The overhead is because instead of having a MUX2 tree, we simply use N relays to connect one output to the read "bus". So for 8 register as currently envisioned, there will be 8 relays per selector (instead of 7). Those relays will in turn be driven by other relays (the dreaded control signal fanout trees) which are not significantly larger than in the precedent version.

For a 16-bits ALU, there is a 2-level driver tree. Each register is split into 4-bits nibble with shared control lines (with a 10-12V power supply).

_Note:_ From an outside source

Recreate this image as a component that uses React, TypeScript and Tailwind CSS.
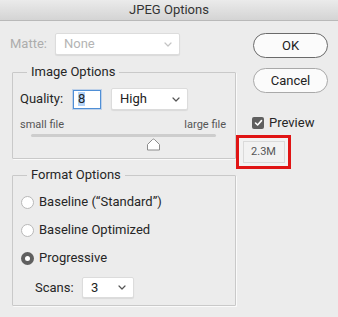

They are in turn driven by a selector (inverted MUX) powered by the 10-12V supply.

The trouble is basic electromechanics : there is no garantee of a break-before-make on the data output and there are good chances of transient short circuits.

The original MUX tree approach garantees that there is no contact between the Vcc and 0V. Paralleled relays create the corner case where one switches some data that is 0V while another relays is still switching Vcc.

One solution is to add protection resistors on Vcc and 0V. This resistor is needed anyway futher down the signal path.

The other solution is to work with a different logic level : only 0V is switched, otherwise left dangling. This becomes a large "wired-or" network (à la TTL and open collector). No risk of shorts but the level must be restored so a "buffer" stage is required, drawing 1 relay power unit, added to the already constant unit to select one register. The load is pretty constant now, instead of jumping from 0 to 3 all the time. Which approach is better, since the averages are equivalent again ?

Another concern is the latency of the control signal tree: 2 relays-times, with potentially small discrepancies between different branches. Driving 16 relays at once is quite a challenge, no ?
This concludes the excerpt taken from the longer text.